Did I ask what the chemistry was? Of course I did. Did Caleb answer that? Of course he didn’t. Was I disappointed? No, I wasn’t. I’m realistic. It was still worth a try, though. 🙂

Gridstar Flow Energy Storage System in the Lockheed Martin brochure. Source: Lockheed Martin

At the same time, Lockheed Martin, as said before, doesn’t get ahead of itself in trying to launch the product too early. The team is taking its time. Lockheed launched its Alpha system (not just a battery, but the whole system) last year, and its Beta system this year. The plan is to ramp it all up over the next two years arrive at a fully commercial product. I realize some of the readers will say, yeah, another breakthrough “next year” project. I said it myself many times. Not defending the giant here, I am happy to wait if it goes the path Caleb described. I’d rather wait than see another project launched too early and fail. At this time, I also asked if they were investing in any other storage ideas, like solid-state batteries, for example, and I learnt they weren’t. Good or bad? Good, I say. Shows they believe in the idea and are focusing on delivering a solution.

I am a dreamer myself, just like many of you, and I often catch myself dreaming about a breakthrough that will make energy storage cheap and easy, to make renewable energy stable and reliable. I asked Caleb if it was a realistic approach. He thought it would rather be a series of breakthroughs.

“It isn’t just one step huge innovation, it’s small step incremental innovations that gradually improve over time.”

Our greatest ally seems to be scale – everybody is investing into energy storage batteries today. That is the buzz in the industry and that will have the greatest impact on improving the solutions we have today and on offering the advances we are all expecting.

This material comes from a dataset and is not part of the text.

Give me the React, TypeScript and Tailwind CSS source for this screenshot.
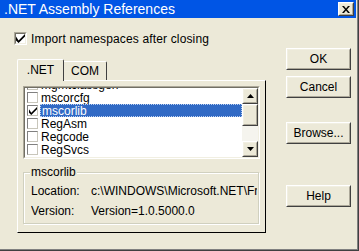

Caleb says it’s all in the chemistry – we/they want a solution that uses cheap transition metals that are abundant and safe. Sounds about right to me.

I got pretty much all I expected from the interview – not counting on having secrets disclosed to me. I was happy to see a truly professional approach that surprisingly gave me more hope for success than I had in many other interviews with the rising stars of new technologies (like the Hyperloop guys, for example, but don’t tell them I was skeptical).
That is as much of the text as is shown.